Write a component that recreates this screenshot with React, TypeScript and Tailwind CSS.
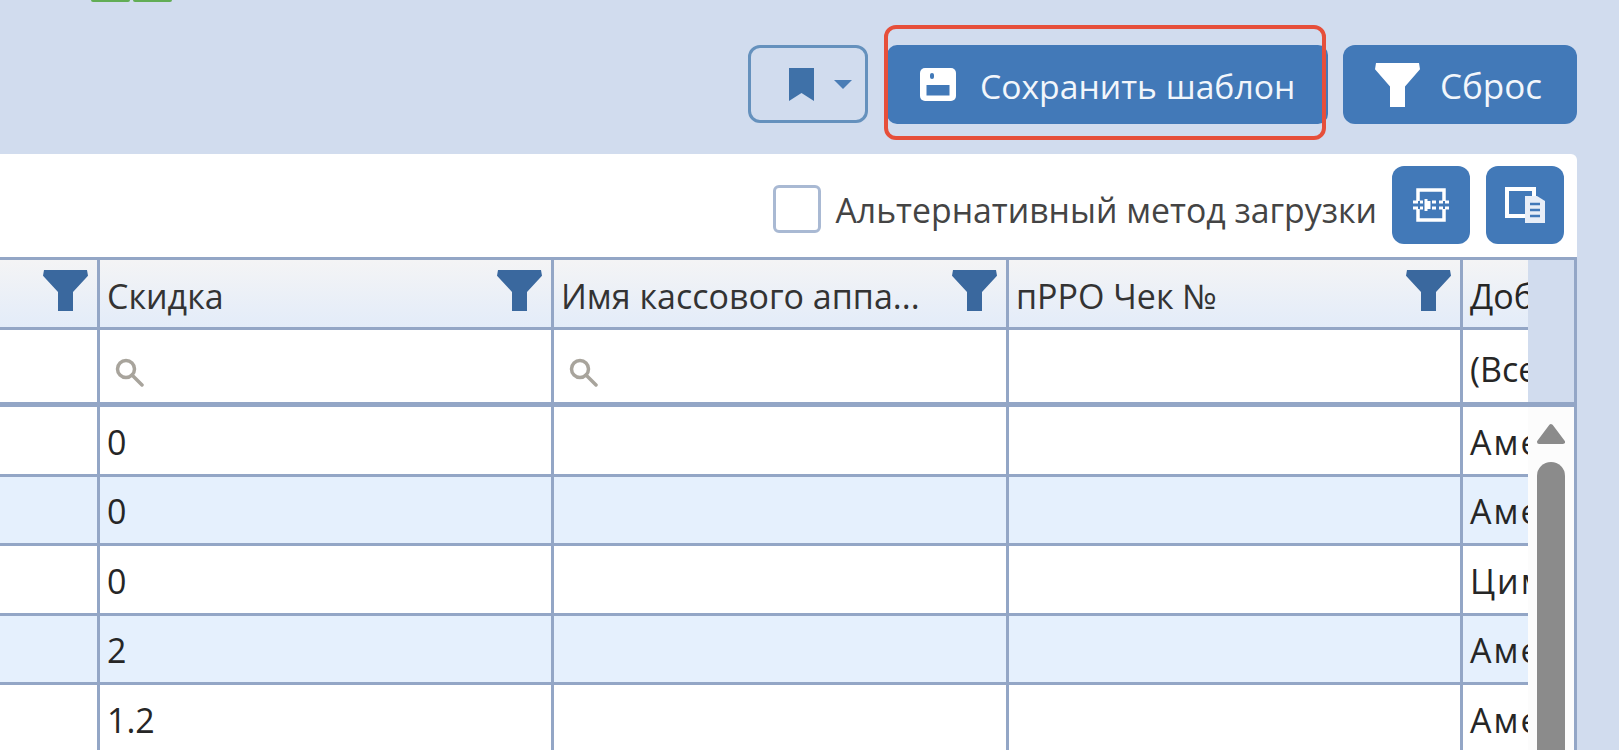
import type { ReactNode } from 'react'

const font = "font-['Open_Sans','Noto_Sans',sans-serif]"
const cols = 'grid-cols-[97px_454px_455px_454px_68px]'

function FunnelIcon({ className }: { className: string }) {
  return (
    <svg viewBox="0 0 45 43" className={className} fill="currentColor" preserveAspectRatio="none" aria-hidden="true">
      <path d="M1 0H44L45 6L30 23V43H15V23L0 6Z" />
    </svg>
  )
}

function SearchIcon() {
  return (
    <svg viewBox="0 0 30 30" className="mt-[12px] h-[30px] w-[30px] text-[#a8a49c]" fill="none" stroke="currentColor" aria-hidden="true">
      <circle cx="12" cy="12" r="8.5" strokeWidth="3.5" />
      <path d="M18 18L28 28" strokeWidth="3.5" strokeLinecap="round" />
    </svg>
  )
}

function SaveIcon() {
  return (
    <svg viewBox="0 0 36 33" className="h-[33px] w-[36px]" aria-hidden="true">
      <rect width="36" height="33" rx="5" fill="#fff" />
      <rect x="10" y="5" width="4" height="6" rx="2" fill="#4279b8" />
      <rect x="6.5" y="17" width="23" height="10.5" fill="#4279b8" />
    </svg>
  )
}

function BookmarkIcon() {
  return (
    <svg viewBox="0 0 25 33" className="h-[33px] w-[25px] text-[#3f71a8]" fill="currentColor" aria-hidden="true">
      <path d="M0 0H25V33L12.5 25L0 33Z" />
    </svg>
  )
}

function LoadIcon() {
  return (
    <svg viewBox="0 0 36 34" className="h-[34px] w-[36px]" fill="none" stroke="#fff" aria-hidden="true">
      <path d="M5 13V2H31V13M5 21V32H31V21" strokeWidth="3.5" />
      <path d="M0 14H5M7 14H10M0 20H5M7 20H10M13 11V23M16 13V21M19 14H23M19 20H23M26 14H30M32 14H36M26 20H30M32 20H36" strokeWidth="3" />
    </svg>
  )
}

function CopyDocIcon() {
  return (
    <svg viewBox="0 0 40 36" className="h-[36px] w-[40px]" aria-hidden="true">
      <rect x="2" y="2" width="27" height="27" fill="none" stroke="#fff" strokeWidth="4" />
      <path d="M20 9H32L40 14V36H20Z" fill="#e8eef7" />
      <path d="M25 17H35M25 23H35M25 29H35" stroke="#4279b8" strokeWidth="2.5" />
    </svg>
  )
}

function ToolButton({ children }: { children: ReactNode }) {
  return (
    <button className="flex h-[78px] w-[78px] items-center justify-center rounded-[12px] bg-[#4279b8]">
      {children}
    </button>
  )
}

function HeaderCell({ title, first }: { title?: string; first?: boolean }) {
  return (
    <div className={`flex h-[67px] items-start justify-between overflow-hidden bg-gradient-to-b from-[#f4f4f5] to-[#e3ecf9] pr-[9px] ${first ? '' : 'border-l-[3px] border-[#93a6c6] pl-[7px]'}`}>
      <span className="mt-[11px] truncate text-[#333]">{title}</span>
      <FunnelIcon className="mt-[10px] h-[41px] w-[45px] shrink-0 text-[#3a689e]" />
    </div>
  )
}

function FilterCell({ search, first, children }: { search?: boolean; first?: boolean; children?: ReactNode }) {
  return (
    <div className={`flex h-full items-center overflow-hidden whitespace-nowrap bg-white ${first ? '' : 'border-l-[3px] border-[#93a6c6]'} ${search ? 'pl-[14px]' : 'pl-[7px]'}`}>
      {search && <SearchIcon />}
      {children}
    </div>
  )
}

const rows = [
  { discount: '0', who: 'Аметист' },
  { discount: '0', who: 'Аметист' },
  { discount: '0', who: 'Цимбал' },
  { discount: '2', who: 'Аметист' },
  { discount: '1.2', who: 'Аметист' },
]

function Row({ discount, who, odd }: { discount: string; who: string; odd: boolean }) {
  const border = 'border-l-[3px] border-[#93a6c6]'
  return (
    <div className={`grid h-[69.5px] shrink-0 ${cols} border-b-[3px] border-[#93a6c6] ${odd ? 'bg-[#e5f0fd]' : 'bg-white'}`}>
      <div />
      <div className={`${border} flex items-center pl-[7px] pt-[4px]`}>{discount}</div>
      <div className={border} />
      <div className={border} />
      <div className={`${border} flex items-center overflow-hidden whitespace-nowrap pl-[7px] pt-[4px] tracking-[2px]`}>{who}</div>
    </div>
  )
}

export default function App() {
  return (
    <div className={`flex h-[750px] w-[1619px] flex-col overflow-hidden bg-[#d1dcee] ${font}`}>
      {/* top toolbar */}
      <div className="h-[154px] shrink-0 pr-[42px]">
        <div className="ml-[91px] flex h-[2px] w-[81px] gap-[3px]">
          <div className="flex-1 rounded-b-[2px] bg-[#62ad55]" />
          <div className="flex-1 rounded-b-[2px] bg-[#62ad55]" />
        </div>
        <div className="mt-[43px] flex justify-end">
          <button className="flex h-[78px] w-[120px] items-center rounded-[12px] border-[3px] border-[#6591bd] pl-[38px]">
            <BookmarkIcon />
            <span className="ml-[20px] h-0 w-0 border-x-[9px] border-t-[9px] border-x-transparent border-t-[#4a7db5]" />
          </button>
          <div className="relative ml-[19px]">
            <button className="flex h-[79px] w-[441px] items-center rounded-[10px] bg-[#4279b8] pl-[33px] text-[33.7px] text-[#f2f6fb]">
              <SaveIcon />
              <span className="ml-[24px] pt-[4px]">Сохранить шаблон</span>
            </button>
            <div className="absolute -left-[3px] -top-[20px] h-[115px] w-[442px] rounded-[12px] border-4 border-[#e64f3a]" />
          </div>
          <button className="ml-[15px] flex h-[79px] w-[234px] items-center rounded-[12px] bg-[#4279b8] pl-[32px] text-[35px] text-[#f2f6fb]">
            <FunnelIcon className="h-[44px] w-[45px] text-white" />
            <span className="ml-[20px] pt-[4px]">Сброс</span>
          </button>
        </div>
      </div>

      {/* grid panel */}
      <div className="flex w-[1577px] flex-1 flex-col overflow-hidden rounded-tr-[6px] bg-white text-[34px] text-[#262626]">
        <div className="flex h-[103px] shrink-0 items-start justify-end pr-[13px] pt-[12px]">
          <div className="mt-[19px] h-[48px] w-[48px] rounded-[6px] border-[3px] border-[#a9b9d3] bg-white" />
          <span className="ml-[14px] mt-[21px] text-[33.8px] leading-[47px] text-[#444]">Альтернативный метод загрузки</span>
          <div className="ml-[15px] flex gap-[16px]">
            <ToolButton><LoadIcon /></ToolButton>
            <ToolButton><CopyDocIcon /></ToolButton>
          </div>
        </div>

        <div className="flex min-h-0 flex-1 flex-col border-r-[3px] border-t-[3px] border-[#93a6c6]">
          {/* header + filter row */}
          <div className="flex h-[147px] shrink-0 border-b-[5px] border-[#93a6c6]">
            <div className="w-[1528px] shrink-0">
              <div className={`grid ${cols} border-b-[3px] border-[#93a6c6]`}>
                <HeaderCell first />
                <HeaderCell title="Скидка" />
                <HeaderCell title="Имя кассового аппа..." />
                <HeaderCell title="пРРО Чек №" />
                <div className="h-[67px] overflow-hidden whitespace-nowrap border-l-[3px] border-[#93a6c6] bg-gradient-to-b from-[#f4f4f5] to-[#e3ecf9] pl-[7px] pt-[11px]">Добавил</div>
              </div>
              <div className={`grid h-[72px] ${cols}`}>
                <FilterCell first />
                <FilterCell search />
                <FilterCell search />
                <FilterCell />
                <FilterCell><span className="pt-[6px]">(Все)</span></FilterCell>
              </div>
            </div>
            <div className="flex-1 bg-[#d1dcee]" />
          </div>

          {/* body rows + scrollbar */}
          <div className="flex min-h-0 flex-1">
            <div className="flex w-[1528px] shrink-0 flex-col overflow-hidden">
              {rows.map((row, i) => (
                <Row key={i} discount={row.discount} who={row.who} odd={i % 2 === 1} />
              ))}
            </div>
            <div className="flex flex-1 flex-col items-center bg-[#fcfcfc] pt-[16px]">
              <svg viewBox="0 0 28 21" className="h-[21px] w-[28px] shrink-0 text-[#8b8b8b]" fill="currentColor" stroke="currentColor" strokeWidth="4" strokeLinejoin="round" aria-hidden="true">
                <path d="M14 3L26 19H2Z" />
              </svg>
              <div className="mt-[18px] w-[28px] flex-1 rounded-t-[14px] bg-[#8b8b8b]" />
            </div>
          </div>
        </div>
      </div>
    </div>
  )
}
* * * * *
## REQUEST
Repeat, with no pictures, each line from the beginning of the data through the line containing "const cols = 'grid-cols-[97px_454px_455px_454px_68px]'", inclusive.

## SOLVED EXERCISE
Write a component that recreates this screenshot with React, TypeScript and Tailwind CSS.
import type { ReactNode } from 'react'

const font = "font-['Open_Sans','Noto_Sans',sans-serif]"
const cols = 'grid-cols-[97px_454px_455px_454px_68px]'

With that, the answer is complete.